Painting With The Girls 45
February 14, 2016.
Day 45, (321 days to go).
Holbein Hans, the Younger (1498-1543) was one of many German painters confronted with the dilemma of the changes caused by the Reformation. Should painting cease to exist? Lutherans didn’t want religious objects or paintings in their churches, and Calvinists objected even to decorations. The only possible work income sources left for painters were book illustrations and portraits.
It was in this state of events that Holbein was invited to go to England and paint for Sir Thomas More’s family. Soon he was discovered by King Henry VIII and was given the title of Court Painter.
Paul Johnson describes Holbein’s work in Art: The New History; “Holbein never skimped a detail or omitted a painterly effect when he saw the opportunity. His works, demonstrate the sheer quality of his skills and the endless trouble he took to employ them generously in every part of a painting.”
Holbein’s painting The Ambassadors is a much-discussed portrait because of all the hidden elements he placed in this masterpiece. What we do not see is what makes it very interesting.
The painting depicts two French diplomats who are at the top of their careers. They are in a very successful financial situation. Holbein adds many objects in this painting that represent what is happening in their lives.

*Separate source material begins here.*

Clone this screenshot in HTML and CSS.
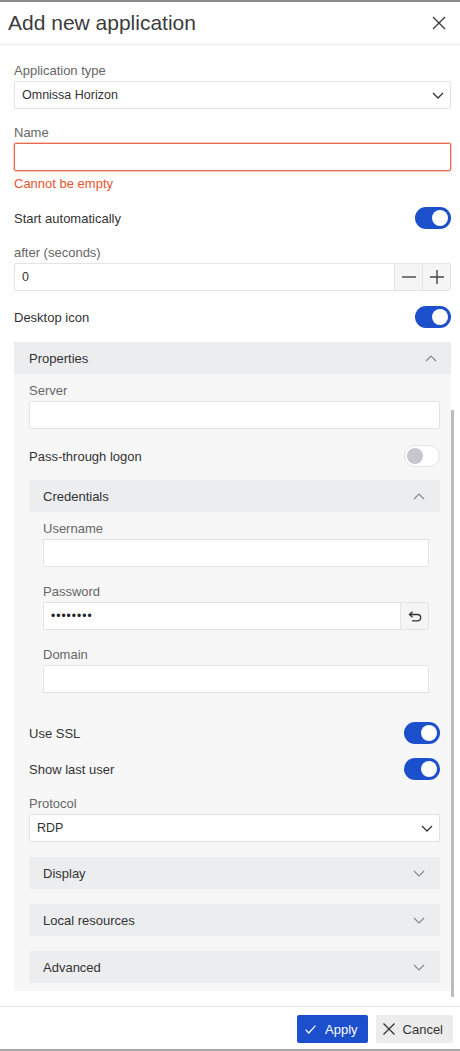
FILE: index.html
```html
<!DOCTYPE html>
<html lang="en">
<head>
    <meta charset="UTF-8">
    <meta name="viewport" content="width=device-width, initial-scale=1.0">
    <title>Add new application</title>
    <link rel="stylesheet" href="styles.css">
</head>
<body>
    <div class="dialog">
        <div class="dialog-header">
            <h2>Add new application</h2>
            <div class="close">
                <svg width="14" height="14" viewBox="0 0 14 14"><path d="M1 1L13 13M13 1L1 13" stroke="#3c3c3c" stroke-width="1.4" fill="none"/></svg>
            </div>
        </div>

        <div class="dialog-body">
            <div class="field">
                <label>Application type</label>
                <div class="select">
                    <span>Omnissa Horizon</span>
                    <svg class="chev" width="12" height="7" viewBox="0 0 12 7"><path d="M1 1L6 6L11 1" stroke="#333" stroke-width="1.3" fill="none"/></svg>
                </div>
            </div>

            <div class="field">
                <label>Name</label>
                <div class="input error"></div>
                <div class="error-text">Cannot be empty</div>
            </div>

            <div class="toggle-row">
                <span>Start automatically</span>
                <div class="switch"></div>
            </div>

            <div class="field">
                <label>after (seconds)</label>
                <div class="input-group">
                    <div class="value">0</div>
                    <div class="btn-square">
                        <svg width="14" height="14" viewBox="0 0 14 14"><path d="M0 7H14" stroke="#444" stroke-width="1.4"/></svg>
                    </div>
                    <div class="btn-square">
                        <svg width="14" height="14" viewBox="0 0 14 14"><path d="M0 7H14M7 0V14" stroke="#444" stroke-width="1.4"/></svg>
                    </div>
                </div>
            </div>

            <div class="toggle-row">
                <span>Desktop icon</span>
                <div class="switch"></div>
            </div>

            <!-- properties section -->
            <div class="panel">
                <div class="panel-header">
                    <span>Properties</span>
                    <svg width="12" height="7" viewBox="0 0 12 7"><path d="M1 6L6 1L11 6" stroke="#888" stroke-width="1.2" fill="none"/></svg>
                </div>
                <div class="panel-body">
                    <div class="field">
                        <label>Server</label>
                        <div class="input"></div>
                    </div>

                    <div class="toggle-row pass">
                        <span>Pass-through logon</span>
                        <div class="switch off"></div>
                    </div>

                    <div class="panel sub">
                        <div class="panel-header">
                            <span>Credentials</span>
                            <svg width="12" height="7" viewBox="0 0 12 7"><path d="M1 6L6 1L11 6" stroke="#888" stroke-width="1.2" fill="none"/></svg>
                        </div>
                        <div class="panel-body">
                            <div class="field">
                                <label>Username</label>
                                <div class="input"></div>
                            </div>
                            <div class="field">
                                <label>Password</label>
                                <div class="input-group">
                                    <div class="value dots">&bull;&bull;&bull;&bull;&bull;&bull;&bull;&bull;</div>
                                    <div class="btn-square">
                                        <svg width="14" height="11" viewBox="0 0 14 11"><path d="M4.5 0.8L1.5 3.5L4.5 6.2M1.5 3.5H9.5A3.2 3.2 0 0 1 9.5 9.9H4" stroke="#333" stroke-width="1.3" fill="none"/></svg>
                                    </div>
                                </div>
                            </div>
                            <div class="field">
                                <label>Domain</label>
                                <div class="input"></div>
                            </div>
                        </div>
                    </div>

                    <div class="toggle-row ssl">
                        <span>Use SSL</span>
                        <div class="switch"></div>
                    </div>

                    <div class="toggle-row last-user">
                        <span>Show last user</span>
                        <div class="switch"></div>
                    </div>

                    <div class="field">
                        <label>Protocol</label>
                        <div class="select">
                            <span>RDP</span>
                            <svg class="chev" width="12" height="7" viewBox="0 0 12 7"><path d="M1 1L6 6L11 1" stroke="#333" stroke-width="1.3" fill="none"/></svg>
                        </div>
                    </div>

                    <div class="panel-header closed">
                        <span>Display</span>
                        <svg width="12" height="7" viewBox="0 0 12 7"><path d="M1 1L6 6L11 1" stroke="#888" stroke-width="1.2" fill="none"/></svg>
                    </div>
                    <div class="panel-header closed">
                        <span>Local resources</span>
                        <svg width="12" height="7" viewBox="0 0 12 7"><path d="M1 1L6 6L11 1" stroke="#888" stroke-width="1.2" fill="none"/></svg>
                    </div>
                    <div class="panel-header closed">
                        <span>Advanced</span>
                        <svg width="12" height="7" viewBox="0 0 12 7"><path d="M1 1L6 6L11 1" stroke="#888" stroke-width="1.2" fill="none"/></svg>
                    </div>
                </div>
            </div>

            <div class="scroll-thumb"></div>
        </div>

        <div class="dialog-footer">
            <button class="btn primary">
                <svg width="11" height="9" viewBox="0 0 11 9"><path d="M0.6 4.6L3.8 8L10.4 0.6" stroke="#fff" stroke-width="1.2" fill="none"/></svg>
                Apply
            </button>
            <button class="btn">
                <svg width="12" height="12" viewBox="0 0 12 12"><path d="M0.5 0.5L11.5 11.5M11.5 0.5L0.5 11.5" stroke="#333" stroke-width="1.3" fill="none"/></svg>
                Cancel
            </button>
        </div>
    </div>
</body>
</html>
```

FILE: styles.css
```css
*{
    margin: 0;
    padding: 0;
    box-sizing: border-box;
}
body{
    font-family: "Liberation Sans", Arial, sans-serif;
    font-size: 13px;
    color: #333;
    background: #fff;
}
.dialog{
    height: 100vh;
    display: flex;
    flex-direction: column;
    border-top: 2px solid #8a8a8a;
    border-bottom: 2px solid #a8a8a8;
}
.dialog-header{
    height: 43px;
    flex: none;
    display: flex;
    justify-content: space-between;
    align-items: center;
    padding: 0 14px 0 8px;
    border-bottom: 1px solid #ebebeb;
}
.dialog-header h2{
    font-size: 21px;
    font-weight: 400;
    color: #3c3c3c;
}
.dialog-header .close{
    display: flex;
}
.dialog-body{
    position: relative;
    flex: 1;
    padding: 17px 9px 0 14px;
    overflow: hidden;
}
.scroll-thumb{
    position: absolute;
    top: 365px;
    right: 6px;
    width: 3px;
    height: 587px;
    background: #bcbcbc;
    border-radius: 1px;
}

/* form fields */
.field{
    margin-bottom: 15px;
}
.field label{
    display: block;
    height: 16px;
    line-height: 18px;
    margin-bottom: 3px;
    color: #666;
}
.input,
.select,
.input-group{
    height: 28px;
    background: #fff;
    border: 1px solid #e1e3e7;
    border-radius: 2px;
}
.select{
    display: flex;
    justify-content: space-between;
    align-items: center;
    padding: 0 6px 0 7px;
    font-size: 12.5px;
    color: #333;
}
.input.error{
    border-color: #ec6a4c;
    box-shadow: 0 0 0 1px rgba(236, 106, 76, .35);
}
.error-text{
    margin-top: 5px;
    height: 16px;
    line-height: 16px;
    color: #e8542f;
}
.input-group{
    display: flex;
    align-items: stretch;
}
.input-group .value{
    flex: 1;
    display: flex;
    align-items: center;
    padding-left: 7px;
    font-size: 12.5px;
}
.input-group .value.dots{
    font-size: 12px;
    letter-spacing: 1px;
    color: #222;
}
.btn-square{
    width: 28px;
    display: flex;
    justify-content: center;
    align-items: center;
    background: #f5f5f5;
    border-left: 1px solid #e1e3e7;
}

/* switches */
.toggle-row{
    height: 22px;
    display: flex;
    justify-content: space-between;
    align-items: center;
    margin-bottom: 15px;
    color: #333;
}
.switch{
    position: relative;
    width: 36px;
    height: 22px;
    border-radius: 11px;
    background: #1b4fcb;
}
.switch::after{
    content: '';
    position: absolute;
    top: 3px;
    right: 3px;
    width: 16px;
    height: 16px;
    border-radius: 50%;
    background: #fff;
}
.switch.off{
    background: #fff;
    border: 1px solid #e2e3e6;
}
.switch.off::after{
    top: 2px;
    left: 2px;
    right: auto;
    background: #c5c7cc;
}

/* collapsible panels */
.panel{
    margin-top: -1px;
    background: #f7f7f7;
}
.panel-header{
    height: 32px;
    display: flex;
    justify-content: space-between;
    align-items: center;
    padding: 0 14px 0 15px;
    background: #ecedef;
    color: #333;
}
.panel-header svg{
    display: block;
}
.panel-body{
    padding: 8px 11px 8px 15px;
}
.panel-body .toggle-row.pass{
    margin-top: 16px;
    margin-bottom: 13px;
}
.panel-body .toggle-row.ssl{
    margin-top: 22px;
    margin-bottom: 14px;
}
.panel-body .toggle-row.last-user{
    margin-bottom: 15px;
}
.panel.sub{
    margin-top: 0;
}
.panel.sub .panel-header{
    padding: 0 15px 0 14px;
}
.panel.sub .panel-body{
    padding: 8px 11px 7px 14px;
}
.panel.sub .field{
    margin-bottom: 16px;
}
.panel.sub .field:last-child{
    margin-bottom: 0;
}
.panel-header.closed{
    margin-bottom: 15px;
    padding: 0 15px 0 14px;
}
.panel-header.closed:last-child{
    margin-bottom: 0;
}

/* footer */
.dialog-footer{
    flex: none;
    height: 43px;
    display: flex;
    justify-content: flex-end;
    align-items: flex-start;
    gap: 8px;
    padding: 8px 7px 0 0;
    border-top: 1px solid #e4e4e4;
}
.btn{
    height: 28px;
    display: flex;
    align-items: center;
    gap: 8px;
    padding: 0 10px 0 7px;
    border: none;
    border-radius: 2px;
    background: #ececec;
    color: #333;
    font-family: inherit;
    font-size: 13px;
}
.btn.primary{
    background: #1b4fcb;
    color: #fff;
    gap: 9px;
    padding: 0 10px 0 8px;
}
```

One could say the objects on the top shelve represent the heavens, because the objects relate to astronomy, studying constellations and measuring time.
And the objects on the lower shelve symbolize terrestrial matters, a lute, a book of arithmetic, a globe, and a book of hymns. The man on the right has his arm on a book that has the number 29 on it, which is the age of this diplomat at the time. The other man has a number 29 designed on his dagger.
The tiles on the floor are a perfect copy of the tiles at the Westminster Abbey, which represent a diagram of the macrocosm, symbolizing things we don’t see, but are part of.
The most interesting part of this painting by far is the distorted representation of a skull placed on the floor by their feet. If one moves to the side of the painting where all the other objects become distorted, one is able to see a skull in its perfect form. This is a reminder of death, although the painting celebrates all the nice things in life. Another symbolic object in this painting is the lute, which at the time painters used to learn how to foreshorten objects in a drawing. Because Holbein exaggerated the distortion of the lute he wanted the viewer to be reminded that sometimes what one sees is not the truth.
If one looks very closely, one can see that a string of the lute is broken. Art historians believe this symbolizes all the discord happening in Europe and Henry VIII leaving the church.
The painting is about what these two men had achieved historically in their investigations of their world. The two other elements that are half hidden in this painting are the crucifix and the skull, suggesting the limits of earthly life and man’s knowledge, ass well as the inevitability of death, followed by the promise of Christ’s sacrifice on the cross.